Frederick County’s Golden Immigrants
by James Rada, Jr.
Note: This is part three of a series about goldfish farming in Frederick County.
In the early 1900s, goldfish farming produced a major cash crop in Frederick County.
“By 1920, Frederick County was producing 80 percent of the goldfish in the United States, and they were being shipped from Thurmont to all parts of the country,” George Wireman wrote in his book Thurmont: Gateway to the Mountains.
His number is supported with information in “The News-Post Year Book and Almanac.” Throughout the 1930s and into the 1940s, the annual publications note that Frederick County had “more goldfish produced than in any part of the United States.” Interestingly, the yearbooks list goldfish as “selected crops harvested” rather than “livestock on farms.”

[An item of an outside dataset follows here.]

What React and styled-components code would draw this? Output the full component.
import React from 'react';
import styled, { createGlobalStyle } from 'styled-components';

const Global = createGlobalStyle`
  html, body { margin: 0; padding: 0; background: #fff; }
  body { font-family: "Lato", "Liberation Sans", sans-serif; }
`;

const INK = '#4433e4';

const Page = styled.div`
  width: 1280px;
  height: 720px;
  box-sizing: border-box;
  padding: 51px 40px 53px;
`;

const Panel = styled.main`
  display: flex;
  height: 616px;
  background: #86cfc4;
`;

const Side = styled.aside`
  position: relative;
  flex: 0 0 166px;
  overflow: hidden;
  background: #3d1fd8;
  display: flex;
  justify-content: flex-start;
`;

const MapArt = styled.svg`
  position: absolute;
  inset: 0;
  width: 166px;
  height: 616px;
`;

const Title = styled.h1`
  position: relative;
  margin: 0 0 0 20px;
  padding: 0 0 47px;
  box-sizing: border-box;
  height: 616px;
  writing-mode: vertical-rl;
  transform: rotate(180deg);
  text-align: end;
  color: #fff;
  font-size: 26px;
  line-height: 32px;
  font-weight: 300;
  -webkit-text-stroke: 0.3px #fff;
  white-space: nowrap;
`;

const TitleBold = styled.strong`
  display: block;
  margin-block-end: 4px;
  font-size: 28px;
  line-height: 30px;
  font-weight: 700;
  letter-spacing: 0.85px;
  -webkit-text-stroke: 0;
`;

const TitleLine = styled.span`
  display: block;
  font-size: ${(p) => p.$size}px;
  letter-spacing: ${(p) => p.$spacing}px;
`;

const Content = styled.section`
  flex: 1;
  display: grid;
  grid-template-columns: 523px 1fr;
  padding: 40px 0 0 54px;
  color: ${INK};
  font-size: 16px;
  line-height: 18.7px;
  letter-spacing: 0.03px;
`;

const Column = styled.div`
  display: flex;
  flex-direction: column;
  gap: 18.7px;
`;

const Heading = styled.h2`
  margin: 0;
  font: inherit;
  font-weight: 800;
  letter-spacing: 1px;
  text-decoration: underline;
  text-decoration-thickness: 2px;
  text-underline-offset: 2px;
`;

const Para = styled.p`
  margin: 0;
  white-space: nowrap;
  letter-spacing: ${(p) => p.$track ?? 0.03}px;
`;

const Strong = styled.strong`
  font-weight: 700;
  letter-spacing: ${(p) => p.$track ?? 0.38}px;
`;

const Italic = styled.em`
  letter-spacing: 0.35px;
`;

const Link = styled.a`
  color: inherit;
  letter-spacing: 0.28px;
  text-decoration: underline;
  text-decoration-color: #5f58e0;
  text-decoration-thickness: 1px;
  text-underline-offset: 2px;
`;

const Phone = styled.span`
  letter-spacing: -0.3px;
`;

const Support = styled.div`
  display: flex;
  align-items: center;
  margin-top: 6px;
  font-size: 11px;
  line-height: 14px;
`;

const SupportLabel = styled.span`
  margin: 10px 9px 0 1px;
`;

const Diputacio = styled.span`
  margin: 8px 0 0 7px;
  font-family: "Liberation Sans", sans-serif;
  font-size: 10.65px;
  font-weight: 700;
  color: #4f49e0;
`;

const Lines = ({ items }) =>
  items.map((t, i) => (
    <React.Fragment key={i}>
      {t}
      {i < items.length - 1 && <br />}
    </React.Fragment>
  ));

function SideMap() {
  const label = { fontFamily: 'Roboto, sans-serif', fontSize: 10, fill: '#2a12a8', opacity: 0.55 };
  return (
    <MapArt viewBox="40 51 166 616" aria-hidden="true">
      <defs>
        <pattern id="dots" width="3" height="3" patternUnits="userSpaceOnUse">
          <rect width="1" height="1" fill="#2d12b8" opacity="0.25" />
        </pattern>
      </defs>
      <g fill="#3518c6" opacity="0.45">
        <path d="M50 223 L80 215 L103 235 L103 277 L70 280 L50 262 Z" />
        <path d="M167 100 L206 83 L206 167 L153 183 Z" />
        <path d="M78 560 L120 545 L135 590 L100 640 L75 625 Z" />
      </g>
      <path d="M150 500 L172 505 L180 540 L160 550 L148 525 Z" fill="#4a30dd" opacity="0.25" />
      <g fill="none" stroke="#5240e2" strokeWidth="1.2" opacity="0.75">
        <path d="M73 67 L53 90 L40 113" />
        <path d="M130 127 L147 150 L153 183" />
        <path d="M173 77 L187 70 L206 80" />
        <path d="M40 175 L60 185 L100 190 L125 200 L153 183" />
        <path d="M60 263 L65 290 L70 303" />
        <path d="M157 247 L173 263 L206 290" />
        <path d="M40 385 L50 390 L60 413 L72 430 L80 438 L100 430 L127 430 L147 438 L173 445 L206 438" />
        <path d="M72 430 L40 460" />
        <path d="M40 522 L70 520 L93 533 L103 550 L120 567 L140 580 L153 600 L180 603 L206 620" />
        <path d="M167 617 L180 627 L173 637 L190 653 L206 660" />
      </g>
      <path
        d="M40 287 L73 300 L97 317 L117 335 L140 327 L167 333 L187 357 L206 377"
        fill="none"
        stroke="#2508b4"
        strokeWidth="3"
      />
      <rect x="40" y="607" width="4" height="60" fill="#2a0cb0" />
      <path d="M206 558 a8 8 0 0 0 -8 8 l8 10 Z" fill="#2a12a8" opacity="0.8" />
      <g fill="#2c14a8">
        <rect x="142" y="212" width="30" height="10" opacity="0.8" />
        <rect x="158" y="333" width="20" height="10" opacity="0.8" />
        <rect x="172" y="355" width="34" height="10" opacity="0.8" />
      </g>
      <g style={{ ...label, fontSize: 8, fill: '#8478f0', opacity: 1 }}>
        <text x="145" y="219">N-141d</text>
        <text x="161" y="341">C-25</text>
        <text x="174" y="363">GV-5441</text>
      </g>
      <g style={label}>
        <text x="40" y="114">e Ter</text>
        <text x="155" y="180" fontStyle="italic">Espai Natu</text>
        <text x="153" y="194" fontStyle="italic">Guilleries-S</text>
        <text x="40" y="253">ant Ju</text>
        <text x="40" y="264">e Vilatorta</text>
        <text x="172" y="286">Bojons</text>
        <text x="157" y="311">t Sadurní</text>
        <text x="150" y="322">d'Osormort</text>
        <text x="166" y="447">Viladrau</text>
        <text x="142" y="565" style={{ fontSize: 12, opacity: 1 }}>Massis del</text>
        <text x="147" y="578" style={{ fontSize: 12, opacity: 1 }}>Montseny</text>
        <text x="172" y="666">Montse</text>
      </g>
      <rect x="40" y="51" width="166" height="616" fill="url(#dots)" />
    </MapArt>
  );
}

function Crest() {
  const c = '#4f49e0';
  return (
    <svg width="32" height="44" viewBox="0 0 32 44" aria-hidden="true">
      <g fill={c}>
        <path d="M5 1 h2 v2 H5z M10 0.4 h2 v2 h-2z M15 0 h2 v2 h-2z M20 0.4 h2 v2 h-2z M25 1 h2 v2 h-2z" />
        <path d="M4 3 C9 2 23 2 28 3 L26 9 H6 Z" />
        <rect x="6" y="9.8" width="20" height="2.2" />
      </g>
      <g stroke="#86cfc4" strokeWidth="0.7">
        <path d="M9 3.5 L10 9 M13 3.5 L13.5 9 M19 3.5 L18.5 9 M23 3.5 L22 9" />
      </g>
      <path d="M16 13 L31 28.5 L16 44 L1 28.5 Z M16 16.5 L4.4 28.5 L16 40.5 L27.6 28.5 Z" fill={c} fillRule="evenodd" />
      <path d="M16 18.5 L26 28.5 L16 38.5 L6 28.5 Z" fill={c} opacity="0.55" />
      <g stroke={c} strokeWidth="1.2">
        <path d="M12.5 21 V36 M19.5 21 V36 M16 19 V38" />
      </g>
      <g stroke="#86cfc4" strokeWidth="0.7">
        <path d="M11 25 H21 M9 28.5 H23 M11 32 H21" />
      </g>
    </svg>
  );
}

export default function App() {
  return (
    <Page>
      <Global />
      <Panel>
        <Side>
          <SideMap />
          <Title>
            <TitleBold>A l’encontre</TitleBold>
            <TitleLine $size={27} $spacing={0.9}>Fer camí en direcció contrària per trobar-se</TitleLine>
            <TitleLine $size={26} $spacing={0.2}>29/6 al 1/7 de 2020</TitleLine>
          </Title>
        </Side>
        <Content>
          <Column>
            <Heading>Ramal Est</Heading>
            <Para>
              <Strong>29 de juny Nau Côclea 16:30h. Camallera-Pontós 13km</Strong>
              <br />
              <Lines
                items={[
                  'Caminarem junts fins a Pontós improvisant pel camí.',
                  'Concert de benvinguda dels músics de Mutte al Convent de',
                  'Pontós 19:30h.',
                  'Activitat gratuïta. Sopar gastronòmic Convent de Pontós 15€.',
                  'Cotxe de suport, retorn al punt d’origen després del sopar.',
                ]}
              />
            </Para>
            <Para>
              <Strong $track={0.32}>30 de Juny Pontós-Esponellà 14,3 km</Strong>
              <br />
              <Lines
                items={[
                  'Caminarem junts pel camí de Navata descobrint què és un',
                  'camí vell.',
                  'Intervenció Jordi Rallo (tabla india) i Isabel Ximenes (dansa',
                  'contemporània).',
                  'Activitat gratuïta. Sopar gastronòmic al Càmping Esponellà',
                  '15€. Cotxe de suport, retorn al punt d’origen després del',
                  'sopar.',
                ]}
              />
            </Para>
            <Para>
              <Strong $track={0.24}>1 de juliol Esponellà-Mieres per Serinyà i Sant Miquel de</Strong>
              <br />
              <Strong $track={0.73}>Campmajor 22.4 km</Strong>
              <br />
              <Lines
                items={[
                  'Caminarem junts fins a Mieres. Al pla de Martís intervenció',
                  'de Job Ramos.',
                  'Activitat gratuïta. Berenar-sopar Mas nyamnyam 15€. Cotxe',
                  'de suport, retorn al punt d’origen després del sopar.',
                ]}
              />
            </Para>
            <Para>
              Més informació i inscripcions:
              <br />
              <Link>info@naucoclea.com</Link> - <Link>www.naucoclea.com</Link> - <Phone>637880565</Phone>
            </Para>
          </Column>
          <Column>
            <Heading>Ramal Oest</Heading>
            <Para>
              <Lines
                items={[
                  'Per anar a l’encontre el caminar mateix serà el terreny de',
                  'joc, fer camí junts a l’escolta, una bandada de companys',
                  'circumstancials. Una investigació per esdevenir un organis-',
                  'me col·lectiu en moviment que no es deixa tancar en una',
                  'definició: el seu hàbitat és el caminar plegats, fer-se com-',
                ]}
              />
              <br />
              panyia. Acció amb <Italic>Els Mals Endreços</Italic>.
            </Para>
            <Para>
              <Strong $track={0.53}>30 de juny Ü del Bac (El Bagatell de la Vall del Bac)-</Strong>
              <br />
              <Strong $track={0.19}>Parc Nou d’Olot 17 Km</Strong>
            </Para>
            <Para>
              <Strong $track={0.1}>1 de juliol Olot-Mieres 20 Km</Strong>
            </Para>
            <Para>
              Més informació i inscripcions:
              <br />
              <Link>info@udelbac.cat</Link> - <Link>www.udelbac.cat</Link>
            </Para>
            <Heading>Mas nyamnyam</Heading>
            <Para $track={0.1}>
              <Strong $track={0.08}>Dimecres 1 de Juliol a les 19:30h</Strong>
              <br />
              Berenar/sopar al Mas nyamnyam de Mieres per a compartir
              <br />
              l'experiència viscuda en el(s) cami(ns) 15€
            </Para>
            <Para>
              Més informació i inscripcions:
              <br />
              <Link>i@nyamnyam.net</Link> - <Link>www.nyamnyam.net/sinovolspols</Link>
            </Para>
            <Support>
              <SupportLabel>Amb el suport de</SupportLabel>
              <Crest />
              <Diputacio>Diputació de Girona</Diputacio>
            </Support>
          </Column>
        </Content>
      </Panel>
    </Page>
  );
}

The fish raised in Frederick County were considered common goldfish. A 1914 The Frederick News article noted, “Few, if any, of the Japanese variety are raised. They are said to be too clumsy and awkward and an easy mark for preying birds. No coloring is necessary for the fish raised here, as is the case with those raised in some localities, where the fish have to be kept in shallow ponds in order to obtain their color.”
By the late 1930s, competition from larger, more diversified, growers across the country reduced the demand from Frederick County farms. Ernest Tresselt, whose family raised goldfish in the Thurmont area said, “Frederick County farmers raised the plain, common goldfish. By the 20s and early 30s, fancier varieties became available. It wasn’t so easy for locals to keep up with the change. They weren’t in a position to grow fancier varieties that were genetically difficult to breed, and we lost some goldfish producers.”

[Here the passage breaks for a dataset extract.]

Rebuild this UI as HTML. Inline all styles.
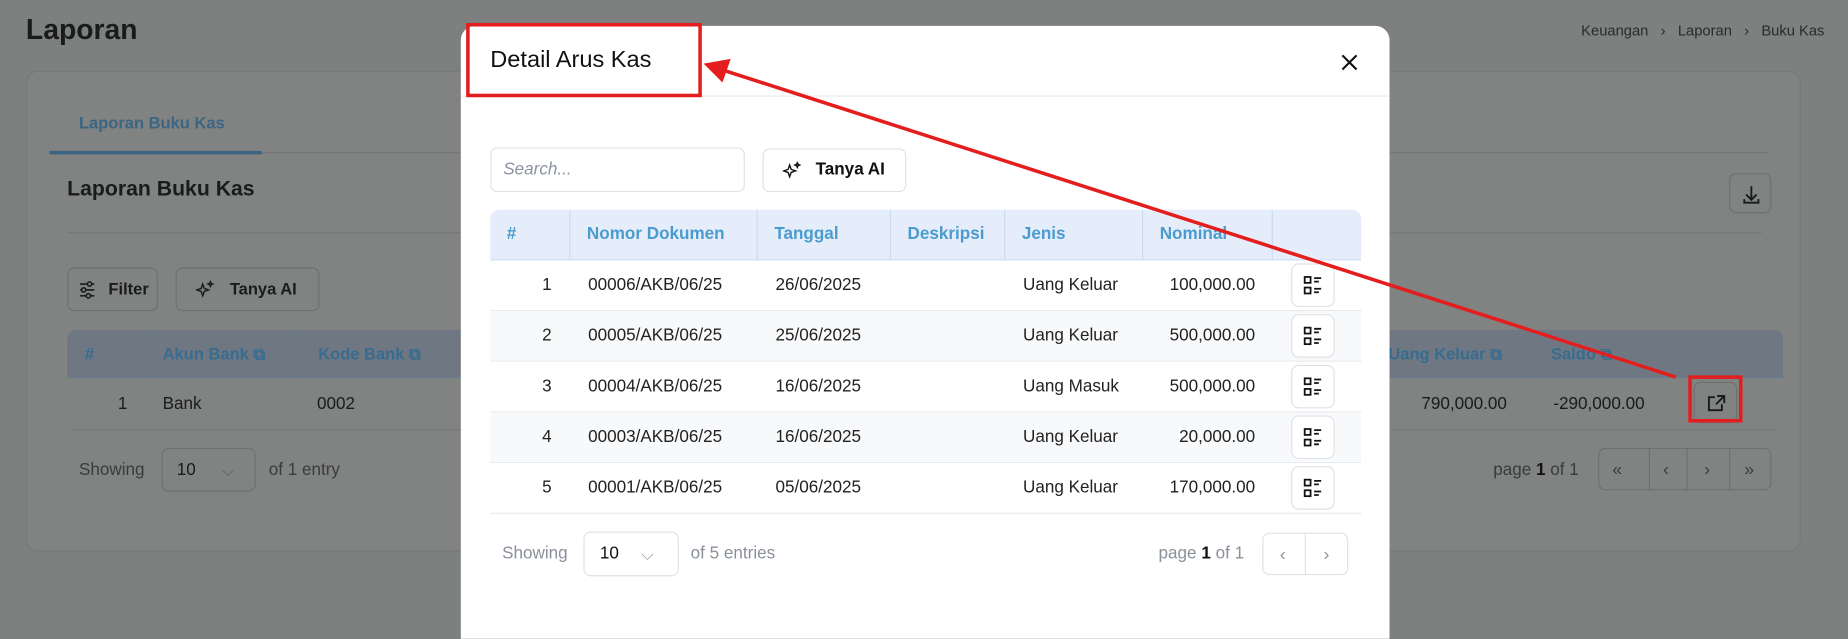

Tresselt said that when he entered the family goldfish farming business, about 40 percent of each year’s crop would not turn orange. They remained the dull, muddy color of wild goldfish.
“Those fish would be sold as bait fish. They were called Baltimore minnows,” Tresselt said.
He said the county’s goldfish breeders began more selective breeding of goldfish and the percentage of goldfish that turned the proper color dramatically increased and “Baltimore minnows” disappeared.
The use of modern science helped the goldfish farmers increase their harvests and profitability, which helped keep the county goldfish farmers competitive.
Other advances worked against county goldfish farmers. Advances in shipping techniques and the increased variety and quality of goldfish available from growers around the world gradually changed the goldfish market. The result was that farms producing only common goldfish seasonally could not compete. By the 1940s only a few farms in Frederick County were still cultivating goldfish.
By the 1950s, fish could be shipped in plastic bags by air freight. The plastic made shipping costs cheaper and the planes extended the distance the goldfish could be shipped. This increased the competition in the market, particularly from the countries in the Orient that had created goldfish.
“Everything changed,” Tresselt said. “We have to supply fish year-round. The competition made it unprofitable for most farmers and they went out of business.”
Charles Thomas, another Frederick County goldfish farmer, said that with air transportation, areas that usually weren’t thought of as places for goldfish farming, such as Arkansas, became competitive or even better locations than Frederick.
“By going south, you had a longer growing season,” said Thomas. “In a place like Arkansas, instead of having only one crop each season, you could have two.”
By 1980, Lilypons, once the world’s largest producer of goldfish, had diversified so that it now specialized more in water garden supplies and plants than fish. Hunting Creek Fisheries and Eaton Fisheries also survived by diversifying their offerings into plants, game fish, and/or other types of ornamental fish, such as koi.
Today, you can still see fish ponds marked on a Frederick County maps, but not as many as there once were.
Lilypons has 265 acres and about 500 ponds, though very few of them are devoted to goldfish. However, the business has grown into a multi-million-dollar business employing more than 50 people.
Hunting Creek Fisheries still has ponds in Thurmont and Lewistown. Eaton Fisheries still has its Lewistown ponds as well. Other ponds are now lost to history:
The Claybaugh fish ponds are now covered over by Mountain Gate Exxon and McDonalds in Thurmont.
Along Moser Road across Hunting Creek from the Thurmont sewage treatment plant is where Ernest Powell and Maurice Albaugh used to have fish ponds.
Ross Firor used to have his fish ponds east of the Maple Run Golf Course.
The ponds on William Powell’s Arrowhead Farms on Apples Church Road north of Thurmont were adjacent to Owens Creek have been turned into pasture.
Frank Rice’s goldfish ponds south of Thurmont alongside Route 15 have been filled in and turned back to pasture.
Frederick County’s no longer the biggest producer of goldfish in the country, but there are still fish ponds out there, and if you stop and watch, you may see a flash of gold.
Goldfish in vats at the Hunting Creek Fisheries in the late 1980s.